Chapter 6 traces the place of religion in negotiations for a settlement between Charles I and his opponents from 1642 up to the regicide. Often dismissed as irrelevant and futile gestures by two sides with irreconcilable positions who negotiated in bad faith, it is argued here that these negotiations nevertheless provide intriguing sets of potential reformation settlements that could have reshaped the Church of England in significant ways, and useful indications of where creative compromises might be made. The chapter demonstrates the official royalist commitment to upholding the reforms of 1640-41, and readiness to offer further reforms curbing the power of episcopacy, offering toleration to ‘tender consciences’, and the calling of a national synod to debate further religious reforms. The parliamentarian side in negotiations was significantly hamstrung by the restrictions of the Solemn League and Covenant’s condemnation of ‘prelacy’ and the uniting of the British churches. The chapter traces the arguments through various peace negotiations, noting in particular the new opportunities opened up by the army’s intervention and the offers of the Heads of the Proposals. It is noted that the concessions offered by Charles – however insincere – would enjoy a significant after-life in his published works and future reform proposals.
This chapter investigates Grotius’s broader intellectual involvement with the doctrine of predestination. Grotius deliberately renounced the religious importance of predestination as he called for religious concord in a time of fierce inter-confessional strife in the United Provinces - an endeavour that almost cost him his life. Considering his abhorrence for religious dogmas about divine predestination and human free will, two of his writings, Meletius and Ordinum pietas, display a remarkable restraint on Grotius’s part on the matter. Social and political order was not to be found in unrelenting dogmatic questions of certainty about what Grotius’s viewed as theologically non-essential religious principles. Rather it required a commitment to religious toleration. This chapter argues that Grotius’s involvement in the Dutch predestination debates reveals important philosophical connections between his religious and political ideas and allows for further explication of two central aspects of Grotius’s political theory: natural sociability and the impious hypothesis. From a careful contextualisation of predestination in Grotius’s religious oeuvre, emerges an account of socialisation independent of the predestination question, and establishes the infamous ‘etiamsi daremus’ statement as an obligation device that served his pursuit for religious and political accord.
Edward Andrew discusses Pierre Bayle, who held that conscience was the “voice of God,” but that humans can still err. Enlightenment thinkers increasingly insisted that social approval, not God’s voice, guided conscience. Thus, conscience became not about certainty concerning the right course of action, but rather about alignment with social forces that might create stability.
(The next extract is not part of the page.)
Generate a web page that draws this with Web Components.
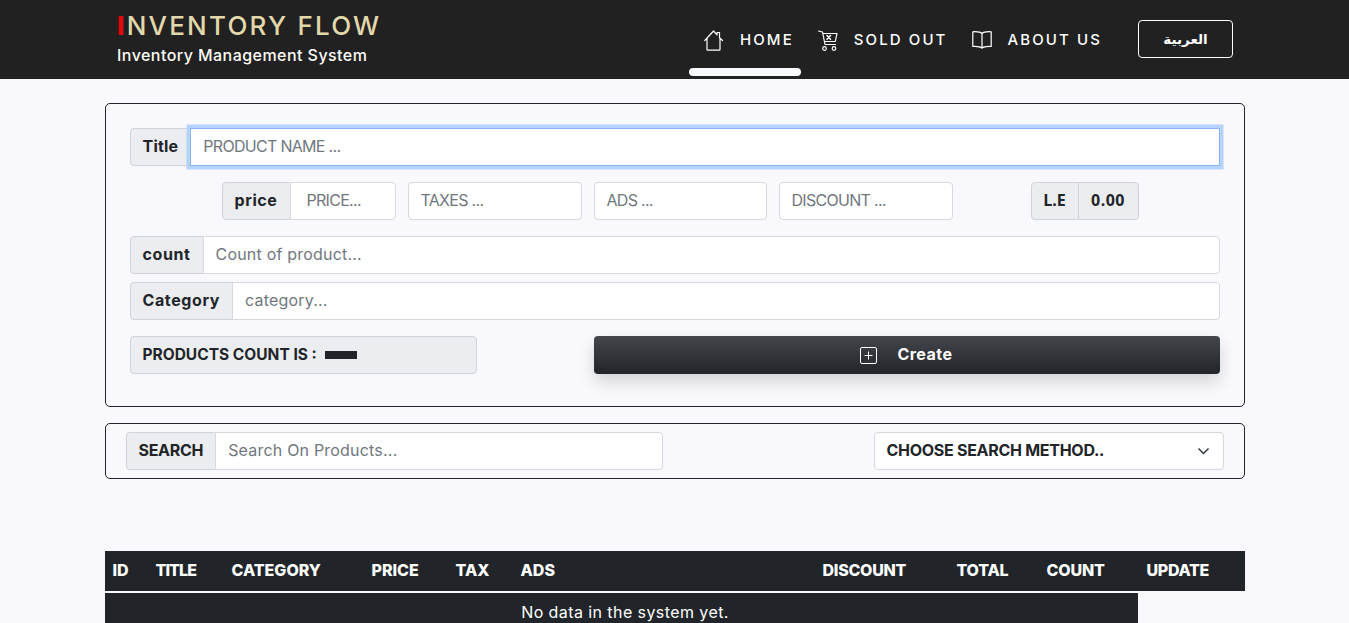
<!DOCTYPE html>
<html lang="en">
<head>
<meta charset="utf-8">
<title>Inventory Flow</title>
<style>
  html, body { margin: 0; background: #f8f8fd; }
  body { font-family: Inter, "Noto Sans", sans-serif; color: #212529; overflow-x: hidden; }
</style>
</head>
<body>
<inv-header>
  <inv-nav-link active label="HOME" icon="home"></inv-nav-link>
  <inv-nav-link label="SOLD OUT" icon="cart"></inv-nav-link>
  <inv-nav-link label="ABOUT US" icon="book" style="margin-left:0"></inv-nav-link>
</inv-header>
<inv-page>
  <inv-card style="padding:24px 24px 32px">
    <inv-field label="Title" placeholder="PRODUCT NAME ..." focused caps ls=".2"></inv-field>
    <inv-price-row></inv-price-row>
    <inv-field label="count" placeholder="Count of product..." ls=".6"></inv-field>
    <inv-field label="Category" placeholder="category..." ls=".6" style="margin-top:8px"></inv-field>
    <inv-actions></inv-actions>
  </inv-card>
  <inv-card style="margin-top:16px;padding:8px 20px">
    <inv-search></inv-search>
  </inv-card>
  <inv-table></inv-table>
</inv-page>

<script>
const ICONS = {
  home: '<path d="M.8 10.5 9.5 1 13 4.8V2.5h2.5v5.2l3 2.8M3 8.5v11q0 .7.7.7h11.6q.7 0 .7-.7v-11"/>',
  cart: '<path d="M.5 1l4 1L7 14.5h10.5M5 3.5h14l-1.7 8H6.5"/><path d="m9 5.5 3.5 3.8M12.5 5.5 9 9.3" stroke-width="1.5"/><circle cx="6.5" cy="18.5" r="1.8"/><circle cx="16" cy="18.5" r="1.8"/>',
  book: '<path d="M10 3.5C8.5 2 5.5 1.5.8 1.8v14.700c4.700-.3 7.700.2 9.200 1.700 1.500-1.500 4.500-2 9.200-1.700V1.800C14.500 1.500 11.500 2 10 3.500zM10 3.500v14.700"/>'
};

function makeEl(name, html) {
  customElements.define(name, class extends HTMLElement {
    constructor() {
      super();
      this.attachShadow({mode: 'open'});
    }
    connectedCallback() {
      this.shadowRoot.innerHTML = typeof html === 'function' ? html(this) : html;
    }
  });
}

makeEl('inv-header', `
  <style>
    :host { display: block; background: #212121; height: 79px; }
    .bar { display: flex; justify-content: space-between; align-items: flex-start; height: 79px; padding: 0 116px 0 117px; box-sizing: border-box; }
    .brand { padding-top: 11px; }
    h1 { margin: 0; font-size: 26px; font-weight: 500; line-height: 30px; letter-spacing: 2.22px; color: #e3d8ac; white-space: nowrap; }
    h1 span { color: #e2080b; font-weight: 800; }
    p { margin: 0; padding-top: 3px; color: #fdfdf8; font-size: 16px; font-weight: 500; line-height: 22px; letter-spacing: .45px; white-space: nowrap; }
    .right { display: flex; align-items: flex-start; }
    nav { display: flex; }
    button { margin: 20px 0 0 27px; width: 95px; height: 38px; background: transparent; color: #fff; border: 1px solid #fff; border-radius: 4px; font: 700 13.5px "DejaVu Sans", sans-serif; padding: 0; }
  </style>
  <div class="bar">
    <div class="brand">
      <h1><span>I</span>NVENTORY FLOW</h1>
      <p>Inventory Management System</p>
    </div>
    <div class="right">
      <nav><slot></slot></nav>
      <button>العربية</button>
    </div>
  </div>`);

makeEl('inv-nav-link', el => `
  <style>
    :host { display: block; position: relative; height: 79px; margin-left: 2px; }
    :host([active]) { margin-left: 0; }
    a { display: flex; align-items: center; height: 38px; margin-top: 20px; padding: 0 9px 0 15px; gap: 16px; color: #fff; text-decoration: none; font-size: 15px; font-weight: 500; letter-spacing: 2.1px; white-space: nowrap; }
    :host([active]) a { padding-right: 7px; }
    svg { width: 20px; height: 21px; margin-top: 3px; fill: none; stroke: #fff; stroke-width: 1.2; stroke-linejoin: round; stroke-linecap: round; flex: none; }
    .line { position: absolute; left: 0; right: 0; top: 68px; height: 8px; border-radius: 4px; background: #f8f8fd; }
  </style>
  <a href="#"><svg viewBox="0 0 20 21">${ICONS[el.getAttribute('icon')]}</svg>${el.getAttribute('label')}</a>
  ${el.hasAttribute('active') ? '<div class="line"></div>' : ''}`);

makeEl('inv-page', `
  <style>:host { display: block; width: 1140px; margin: 0 auto; padding-top: 24px; }</style>
  <slot></slot>`);

makeEl('inv-card', `
  <style>:host { display: block; border: 1px solid #212529; border-radius: 5px; }</style>
  <slot></slot>`);

const GROUP_CSS = `
  .group { display: flex; height: 38px; box-sizing: border-box; }
  .tag { display: flex; align-items: center; padding: 0 12px 2px; background: #ecedf0; border: 1px solid #ced4da; border-radius: 4px 0 0 4px; font-size: 16px; font-weight: 700; color: #212529; white-space: nowrap; box-sizing: border-box; }
  input { flex: 1; min-width: 0; height: 38px; box-sizing: border-box; padding: 0 12px 2px; margin-left: -1px; background: #fff; border: 1px solid #d6d9dd; border-radius: 0 4px 4px 0; font: 400 16px Inter, sans-serif; letter-spacing: .2px; color: #212529; outline: none; }
  input.caps { letter-spacing: -.7px; }
  input::placeholder { color: #70777e; opacity: 1; }
`;

makeEl('inv-field', el => `
  <style>
    :host { display: block; }
    ${GROUP_CSS}
    input.focus { border-color: #86b7fe; border-radius: 0; padding-left: 12px; box-shadow: 0 0 0 3.5px #b6d4fb; position: relative; }
  </style>
  <div class="group">
    <span class="tag" style="letter-spacing:${el.getAttribute('ls') || 0}px">${el.getAttribute('label')}</span>
    <input placeholder="${el.getAttribute('placeholder')}" class="${el.hasAttribute('focused') ? 'focus ' : ''}${el.hasAttribute('caps') ? 'caps' : ''}">
  </div>`);

makeEl('inv-price-row', `
  <style>
    :host { display: flex; gap: 12px; margin: 16px 0; padding-left: 92px; }
    ${GROUP_CSS}
    .group { width: 174px; flex: none; }
    .group.ads { width: 173px; }
    input.solo { margin-left: 0; border-radius: 4px; }
    input.price { padding-left: 16px; }
    .total { width: 108px; margin-left: 66px; }
    .total .tag { font-family: "Open Sans", sans-serif; flex: none; width: 48px; padding: 0 0 2px; justify-content: center; }
    .total .tag + .tag { border-radius: 0 4px 4px 0; margin-left: -1px; flex: 1; width: auto; letter-spacing: .5px; }
  </style>
  <div class="group"><span class="tag" style="letter-spacing:.6px">price</span><input class="caps price" placeholder="PRICE..."></div>
  <div class="group"><input class="solo caps" placeholder="TAXES ..."></div>
  <div class="group ads"><input class="solo caps" placeholder="ADS ..."></div>
  <div class="group"><input class="solo caps" placeholder="DISCOUNT ..."></div>
  <div class="group total"><span class="tag">L.E</span><span class="tag">0.00</span></div>`);

makeEl('inv-actions', `
  <style>
    :host { display: flex; justify-content: space-between; margin-top: 16px; }
    .count { width: 347px; height: 38px; box-sizing: border-box; display: flex; align-items: center; padding: 0 12px 2px; gap: 8px; background: #ecedf0; border: 1px solid #ced4da; border-radius: 4px; font-size: 15.5px; font-weight: 700; white-space: nowrap; }
    .count i { width: 32px; height: 8px; margin-top: 2px; background: #212529; }
    button { width: 626px; height: 38px; display: flex; align-items: center; justify-content: center; gap: 20px; padding: 0 0 2px; border: 0; border-radius: 4px; color: #fff; background: linear-gradient(#43464a, #212529); box-shadow: 0 8px 16px rgba(0,0,0,.15); font: 700 16px Inter, sans-serif; letter-spacing: .5px; }
    svg { width: 17px; height: 17px; margin-top: 2px; fill: none; stroke: #fff; }
  </style>
  <div class="count">PRODUCTS COUNT IS : <i></i></div>
  <button><svg viewBox="0 0 17 17"><rect x=".5" y=".5" width="16" height="16" rx="1.5"/><path d="M8.5 4.5v8M4.5 8.5h8"/></svg>Create</button>`);

makeEl('inv-search', `
  <style>
    :host { display: flex; justify-content: space-between; }
    ${GROUP_CSS}
    .group { width: 537px; }
    .tag { letter-spacing: -.3px; }
    .pick { position: relative; width: 350px; height: 38px; }
    select { appearance: none; width: 100%; height: 100%; padding: 0 12px 2px; border: 1px solid #d6d9dd; border-radius: 4px; background: #fff; color: #212529; font: 700 16px Inter, sans-serif; letter-spacing: -.28px; }
    svg { position: absolute; right: 14px; top: 15px; width: 13px; height: 9px; fill: none; stroke: #343a40; stroke-width: 1.5; pointer-events: none; }
  </style>
  <div class="group"><span class="tag">SEARCH</span><input placeholder="Search On Products..."></div>
  <div class="pick">
    <select><option>CHOOSE SEARCH METHOD..</option></select>
    <svg viewBox="0 0 13 9"><path d="m1.5 1.5 5 5 5-5"/></svg>
  </div>`);

const COLUMNS = [['ID',43,0],['TITLE',76,-.9],['CATEGORY',140,0],['PRICE',84,0],['TAX',65,0],['ADS',302,0],['DISCOUNT',134,-.25],['TOTAL',90,-.2],['COUNT',100,-.15],['UPDATE',106,-.3]];

makeEl('inv-table', `
  <style>
    :host { display: block; margin-top: 72px; color: #fff; }
    .head { display: grid; grid-template-columns: ${COLUMNS.map(c => c[1] + 'px').join(' ')}; background: #212529; height: 40px; align-items: center; padding-bottom: 2px; box-sizing: border-box; font-size: 16px; font-weight: 800; }
    .head span { padding-left: 8px; white-space: nowrap; }
    .empty { margin-top: 2px; width: 1033px; height: 38px; box-sizing: border-box; padding-left: 8px; background: #212529; text-align: center; line-height: 38px; font-size: 16px; letter-spacing: .42px; }
  </style>
  <div class="head">${COLUMNS.map(c => `<span style="letter-spacing:${c[2]}px">${c[0]}</span>`).join('')}</div>
  <div class="empty">No data in the system yet.</div>`);
</script>
</body>
</html>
Bayle maintained that conscience was a faculty of the person, although subject to error. This distinguished him from Locke, who referenced conscience in his political writings. However, in his Essay concerning Human Understanding, Locke asserted that conscience was only one’s abiding beliefs. Bayle, however, proposed that conscience was the development of applications of natural law and Scripture. Harold Schulweis and Harold Berman are conversation partners for Bayle. Schulweis sees conscience as a force of judgment outside law. Morality is not fixed; rather, the person with an active conscience constantly recalibrates her actions and judges the right thing to do. Berman, however, thought conscience as a force beside law, like a jury that renders its judgment about the right decision under the circumstances.
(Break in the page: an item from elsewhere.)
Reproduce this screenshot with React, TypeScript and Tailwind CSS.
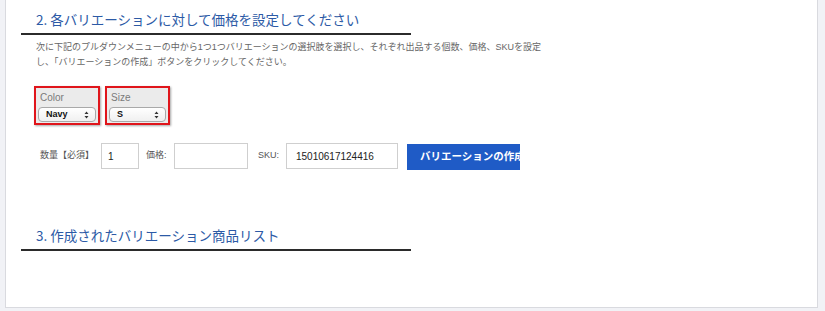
import React from 'react'

const font = { fontFamily: '"Liberation Sans", "Noto Sans CJK JP", sans-serif' }

function SectionTitle({ children }: { children: React.ReactNode }) {
  return (
    <div className="ml-[15px] w-[390px] border-b-2 border-[#2b2b2b] pl-[15px] pb-[5px]">
      <h2 className="font-['Noto_Sans_CJK_JP',sans-serif] text-[13.5px] leading-[17px] text-[#2c5aa6] font-normal whitespace-nowrap">{children}</h2>
    </div>
  )
}

function Arrows() {
  return (
    <svg width="5" height="8" viewBox="0 0 5 8" className="text-[#333]">
      <path d="M2.5 0.5 L4.5 3 H0.5 Z M2.5 7.5 L4.5 5 H0.5 Z" fill="currentColor" />
    </svg>
  )
}

function OptionBox({ label, value, width }: { label: string; value: string; width: string }) {
  return (
    <div className={`h-[39px] ${width} border-2 border-[#e0151b] bg-[#ebebeb] shadow-[1px_1px_2px_rgba(0,0,0,0.35)] px-[2px]`}>
      <div className="pl-[2px] pt-[3px] text-[10px] leading-[13px] text-[#7a7a7a]">{label}</div>
      <div className="mt-[3px] flex h-[15px] items-center justify-between rounded-[4px] border border-[#a9a9a9] bg-gradient-to-b from-white to-[#f0f0f0] pl-[7px] pr-[6px]">
        <span className="text-[9px] font-bold leading-none text-[#111]">{value}</span>
        <Arrows />
      </div>
    </div>
  )
}

export default function App() {
  return (
    <div className="min-h-screen bg-[#f1f2f6]" style={font}>
      <div className="ml-[5px] w-[813px] h-[308px] border-x border-b border-[#d9dadf] bg-white pt-[11px]">
        <SectionTitle>2. 各バリエーションに対して価格を設定してください</SectionTitle>

        <p className="ml-[30px] mt-[5px] w-[515px] text-[9px] leading-[15px] text-[#666]">
          次に下記のプルダウンメニューの中から1つ1つバリエーションの選択肢を選択し、それぞれ出品する個数、価格、SKUを設定し、「バリエーションの作成」ボタンをクリックしてください。
        </p>

        <div className="ml-[28px] mt-[16px] flex gap-[5px]">
          <OptionBox label="Color" value="Navy" width="w-[66px]" />
          <OptionBox label="Size" value="S" width="w-[65px]" />
        </div>

        <div className="ml-[34px] mt-[17px] flex items-center">
          <span className="w-[61px] text-[9px] text-[#555] whitespace-nowrap">数量【必須】</span>
          <div className="flex h-[26px] w-[38px] items-center border border-[#cfcfcf] pl-[6px] text-[10px] text-[#222]">1</div>
          <span className="ml-[7px] w-[28px] text-[9px] text-[#555]">価格:</span>
          <div className="h-[26px] w-[74px] border border-[#cfcfcf]" />
          <span className="ml-[10px] w-[28px] text-[9px] text-[#555]">SKU:</span>
          <div className="flex h-[26px] w-[112px] items-center border border-[#cfcfcf] pl-[9px] text-[10px] text-[#222]">15010617124416</div>
          <div className="ml-[9px] mt-[2px] flex h-[26px] w-[113px] items-center overflow-hidden whitespace-nowrap bg-[#1f5bc6] pl-[13px] text-[10.5px] font-bold text-white">
            バリエーションの作成
          </div>
        </div>

        <div className="mt-[57px]">
          <SectionTitle>3. 作成されたバリエーション商品リスト</SectionTitle>
        </div>
      </div>
    </div>
  )
}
The sixteen words on religion in the First Amendment have generated voluminous and vociferous scholarly interpretations. These controversies strike at the heart of the role of religion in American public life. How are we to decide which interpretation of the First Amendment is correct? Answers to this question have been laden with presuppositions. This chapter is an interdisciplinary analysis of recent historical, political, legal, and philosophical writing on the First Amendment to illustrate how key presuppositions inform the approach to arguments about the meaning, scope, and intent of the First Amendment. The chapter will first outline the contextual and philosophical problems of interpreting the First Amendment. It will then evaluate the providentialist, secular, and pragmatic presuppositions that have guided scholarly interpretations. Ultimately, the chapter will argue that there has not been a single understanding of the relationship between church and state in America, but that investigating these presuppositions can help us better appreciate the dynamic nature of religion, politics, and jurisprudence in America.
Founders of the earliest American colonies considered religious piety an essential civic virtue and therefore continued the tradition of religious establishment found in Britain and other Protestant countries. New sects and denominations (especially Quakers and Baptists) contended against Congregationalist and Anglican establishments throughout the colonies. Though prominent dissenters Roger Williams and William Penn founded colonies respecting religious liberty, the decline of religious establishment elsewhere was owed primarily to changes in British law, commercial and political expediencies necessary for increasingly diverse immigrant populations, and, in the case of Anglican establishments, the difficulty of securing ordination and a self-sustaining parish. Though Roman Catholics enjoyed some degree of toleration, enthusiastic Protestant identity on both sides of the Atlantic further reduced Catholic rights and liberties. Jews enjoyed some limited degree of toleration, but only in a handful of colonies.
This chapter focuses on Joseph Addison and Richard Steele as primary proponents of Enlightened culture in late Stuart England. Often seen now as ineffectual witnesses to the human costs of expanding commerce and imperialism, Addison and Steele were important as advocates of religious toleration, universal education, cultural relativism and hostility to extractive colonialism. Drawing a parallel between their modelling of empathetic persuasion in their periodical papers with Steele’s practice as a sentimental dramatist, I show how his playwriting sought to create national sympathy across sectarian, ethnic and ideological boundaries in order to create empathy for outsiders. This was a particularly urgent issue for Steele, who suffered all his career because he was Anglo-Irish.
John Cotton and Roger Williams were Puritan ministers in colonial New England. Cotton authored Abstract of the Laws of New England (1641), an early example of American constitutionalism drawing from both scripture and English law. Cotton’s Abstract was adopted by the New Haven colony and influential in the legal systems of Massachusetts Bay and Connecticut. Cotton also became a prominent spokesman for the laws of Massachusetts Bay, and also advocated a particular style of Congregationalism significant for development of American political and legal thought. Roger Williams, once an apprentice and recording secretary for the eminent English jurist Sir Edward Coke, served briefly as a minister in Massachusetts Bay and Plymouth colonies. Exiled for his criticism of the colonial charters and the Puritan partnership of church and state, Williams eventually founded the colony of Rhode Island and served as its President. Williams argued eloquently for religious liberty, provoking Cotton to engage him in a now-famous “Bloudy Tenant” debate published in London and read on both sides of the British Atlantic. Both Cotton and Williams were articulate representatives for opposing sides of a legal question contested as much in colonial America as today, the question of church-state relations and religious liberty.